Joe and Henry quickly cultivated their business and rooted themselves. Henry lived with his wife, Grace, and four daughters in the yellow house on the corner of Mockingbird and Fairfield, surrounded by azaleas and seasonal plantings, daughter Susan White said.

Evaristo Mora Jr., Lam-bert’s senior foreman, has worked for the company for 44 years. He said that clients would drive by Mockingbird and then request whatever was planted in Henry’s yard.

At home, Henry managed his “gentleman’s garden,” where he grew miniature roses in suspended boxes.

“In the mornings, he would putter around and prune a little this, a little that, and if there was something in bloom he’d bring it in, and he’d … take the hose and wash off the walk in the morning to make it all presentable,” White said.

Joe was an avid arts supporter, world traveler, and civic leader who helped save Turtle Creek from being paved over, which resulted in Lambert’s landscaping creek areas.

He lived with his wife, Evelyn, in a penthouse in the fashionable 3525 Turtle Creek tower.

“It had way-high ceilings and was gorgeously decorated,” White said. “They tended to go more for modern art. And we loved to go visit and just stare at all the fascinating things.”

Joe had a driver and limousine, wore custom suits, and was friends with people such as Sam Wyly and Rose Lloyd. He was known to wear a cape to parties, because they were just those kinds of parties, Mora said.

“When I met Mr. Joe and Evelyn, to me coming from the south, coming from a border town, which is McAllen, I thought I was seeing a big star, a superstar,” Mora said. “There were all these beautiful people expecting him to be who he was.”

Joe would host parties and arrange for bunches of potted camellias or maples to be brought in as decoration. At the end, he’d give them out as party favors, each with a small tag identifying Lambert’s Landscaping.
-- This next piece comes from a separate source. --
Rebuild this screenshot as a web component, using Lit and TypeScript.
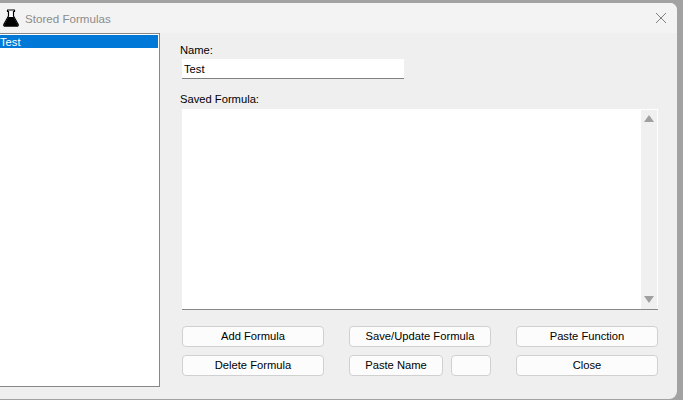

“It was one way of creating an open invite,” Mora said. “His clients or his friends would say, ‘Why would you give me a camellia?’ or ‘Why do you give me maple?’ and Mr. Joe would usually say, ‘Because I already know where I’m going to put that one if you let me plant that for you.’?”

Their warehouses, where they displayed chandeliers and antiques that Joe picked up on his travels, were legendary locations for photo shoots, weddings, and receptions.

“They never made any money, but it was hugely successful as a marketing tool for the company,” Fields said.

The company’s yellow trucks were just as important to branding as their signature “Lambert Green” paint was. The color was so popular it could be seen on porches and fences across town, and even on Neiman’s products.

“I love Lambert Green!” White said. “The story I remember is that Henry and Joe were having a party in their backyard and everyone stood around and helped mix the color.”

Joe died in 1970 of leukemia. Henry sold the company in 1980, but he would regularly advise on big projects until his death in 1993, Mora said. Their legacy of excellent customer service continues to shape the company today.

“Joe and Henry brought a real traditional, classically inspired design influence with them to Dallas when they came, and that has carried through the decades,” Fields said.

In Highland Park, it’s impossible to miss the Lamberts’ touch. From Town Hall, to Lakeside, to traffic islands, the Lamberts are responsible for beautifying the town’s green spaces.